Last year, over $7.8 million that was in the school district’s general fund (the money used for classrooms) was used to cover debt obligation payments for the Red Plan.  These transfers and their impact have been routinely have been explained away by the administration and kept out of budget deficit discussions.

The administration tries to justify the transfers of money for the Red Plan by saying that Red Plan resulted in general-fund savings. But a reality check shows those to be less than predicted. There have been no reported energy-cost savings. The new buildings grew in size—and so did maintenance costs. Transportation costs are up. The old school buildings were to be sold for $27 million in savings, but that estimate has now been lowered to $16 million and few building have yet sold.
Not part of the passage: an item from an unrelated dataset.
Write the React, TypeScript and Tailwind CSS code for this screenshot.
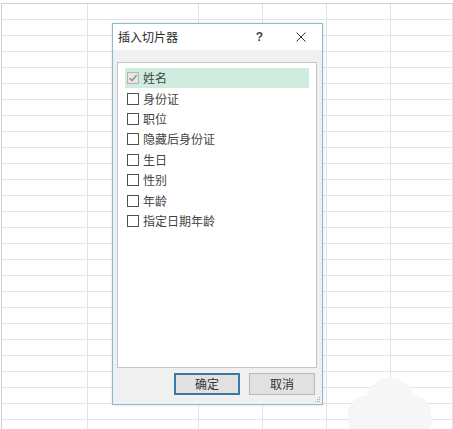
import React from "react";

const widths = ["w-[86px]", "w-[111px]", "w-[64px]", "w-[64px]", "w-[64px]", "flex-1"];

function Grid() {
  const rows = Array.from({ length: 27 });
  return (
    <div className="mt-[3px] ml-[1px] border-t border-l border-[#d0d0d0] flex flex-col">
      {rows.map((_, i) => (
        <div key={i} className="flex h-[16px] border-b border-[#e3e3e3] shrink-0">
          {widths.map((w, j) => (
            <div key={j} className={`${w} h-full border-r border-[#e3e3e3] shrink-0`} />
          ))}
        </div>
      ))}
    </div>
  );
}

function CheckBox({ checked }: { checked?: boolean }) {
  if (checked) {
    return (
      <span className="w-[12px] h-[12px] border border-[#b5b5b5] bg-[#e6e6e6] flex items-center justify-center shrink-0">
        <svg width="10" height="10" viewBox="0 0 10 10">
          <path d="M1.5 5.2 L4 7.6 L8.6 2.2" fill="none" stroke="#8a8a8a" strokeWidth="1.4" />
        </svg>
      </span>
    );
  }
  return <span className="w-[12px] h-[12px] border border-[#505050] bg-white shrink-0" />;
}

const items = ["姓名", "身份证", "职位", "隐藏后身份证", "生日", "性别", "年龄", "指定日期年龄"];

export default function App() {
  return (
    <div
      className="relative w-[453px] h-[429px] overflow-hidden bg-white"
      style={{ fontFamily: '"Noto Sans CJK SC", "Noto Sans", sans-serif' }}
    >
      <Grid />

      {/* cloud watermark */}
      <svg className="absolute left-[340px] top-[370px]" width="95" height="62" viewBox="0 0 95 62">
        <g fill="#f6f6f6">
          <ellipse cx="50" cy="30" rx="24" ry="22" />
          <circle cx="26" cy="44" r="18" />
          <circle cx="72" cy="44" r="19" />
          <rect x="8" y="42" width="84" height="20" rx="10" />
        </g>
      </svg>

      {/* dialog */}
      <div className="absolute left-[112px] top-[23px] w-[211px] h-[382px] border border-[#8cbccc] bg-[#f0f0f0] flex flex-col shadow-[0_0_3px_rgba(0,0,0,0.12)]">
        <div className="h-[26px] bg-white flex items-center pl-[5px] shrink-0">
          <span className="text-[12px] text-[#2a2a2a] leading-none">插入切片器</span>
          <span className="ml-auto text-[12px] font-semibold text-[#444] leading-none mr-[33px]" style={{ fontFamily: '"Liberation Sans", sans-serif' }}>?</span>
          <svg className="mr-[16px]" width="10" height="10" viewBox="0 0 10 10">
            <path d="M0.5 0.5 L9.5 9.5 M9.5 0.5 L0.5 9.5" stroke="#333" strokeWidth="1" />
          </svg>
        </div>
        <div className="flex-1 flex flex-col px-[4px] pt-[12px] pb-[9px] relative">
          <div className="h-[306px] mr-[1px] bg-white border border-[#c4c4c4] pt-[5px] pl-[7px] pr-[7px]">
            {items.map((t, i) => (
              <div
                key={t}
                className={`h-[20.4px] flex items-center gap-[4px] pl-[2px] ${i === 0 ? "bg-[#d0ecdf]" : ""}`}
              >
                <CheckBox checked={i === 0} />
                <span className="text-[12px] text-[#444] leading-none">{t}</span>
              </div>
            ))}
          </div>
          <div className="mt-[5px] flex justify-end gap-[9px] pr-[3px]">
            <button className="w-[66px] h-[22px] bg-[#e1e1e1] border-2 border-[#3b7aa8] text-[12px] text-[#333] flex items-center justify-center">
              确定
            </button>
            <button className="w-[66px] h-[22px] bg-[#e1e1e1] border border-[#b8b8b8] text-[12px] text-[#333] flex items-center justify-center">
              取消
            </button>
          </div>
          <svg className="absolute right-[1px] bottom-[1px]" width="7" height="7" viewBox="0 0 7 7">
            <g fill="#a8a8a8">
              <rect x="5" y="1" width="1" height="1" />
              <rect x="3" y="3" width="1" height="1" />
              <rect x="5" y="3" width="1" height="1" />
              <rect x="1" y="5" width="1" height="1" />
              <rect x="3" y="5" width="1" height="1" />
              <rect x="5" y="5" width="1" height="1" />
            </g>
          </svg>
        </div>
      </div>
    </div>
  );
}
 Worse, the Red Plan’s financial scheme has general-fund savings (as questionable as they are) plowed into paying for the Red Plan debt obligations.  So what did we get for $315 million? By design, no help for classrooms, but fancy buildings that Duluth may not be able to afford.

During their promotion of the Red Plan, the school administration and the district’s Red Plan consultant and architect, Johnson Controls implied and directly stated that taxes would not increase over the initial bump in 2009, that class sizes would remain the same or go down, and the curriculum would be able to be expanded.  In fact, JCI said in its Jan. 24, 2006 response to the Duluth school district’s request for proposals that what came to be known as the Red plan could be built, “in both a budget and tax neutral manner”, and the company even vowed to  “guarantee the financial solution in writing” (emphasis in the original JCI documents). 

It is time to do a sober reassessment of what our options now are.

We can continue taking $7 million a year out of the $80 million general fund to pay Red Plan debt obligations, with the possibility of continued larger class sizes and more reduced curriculum.  And we can hope sell Central HS, its windfall saving the district for one year. 

It is correct to put part of the blame for the school district’s financial trouble on lack of state funding, but begging the state is an unlikely way to get us more money.  I call this the “Waiting for Godot” option. 

We can also refinance the Red Plan, by bringing in independent financial experts to analyze extending the payment schedule from 20 years to 30 years.  This could result in lower general fund transfers and the ability to keep property tax rates down without increasing the cost of the Red Plan.  At the low interest rates of today, this is a real option;

In addition, we can ask for accountability and repayment back from Johnson Controls.  What happened to their guarantee “in writing”?  Asking for accountability from Johnson Controls is not unprecedented. Other schools in the state have asked Johnson Controls for that, and the city of Duluth took Johnson Controls to task over work it did related to the city’s steam plant—and the city received $2.3 million for saving promised but not entirely delivered.  

The school administration and Johnson Controls have used voodoo economics in an apparent attempt to hide the funding and the true cost of the Red Plan from the tax paying public and the school staff. 

We have new, fancy buildings that must be paid for.  If none of the above options are taken, larger class sizes may continue or property taxes increases may be needed to cover Red Plan debt obligations.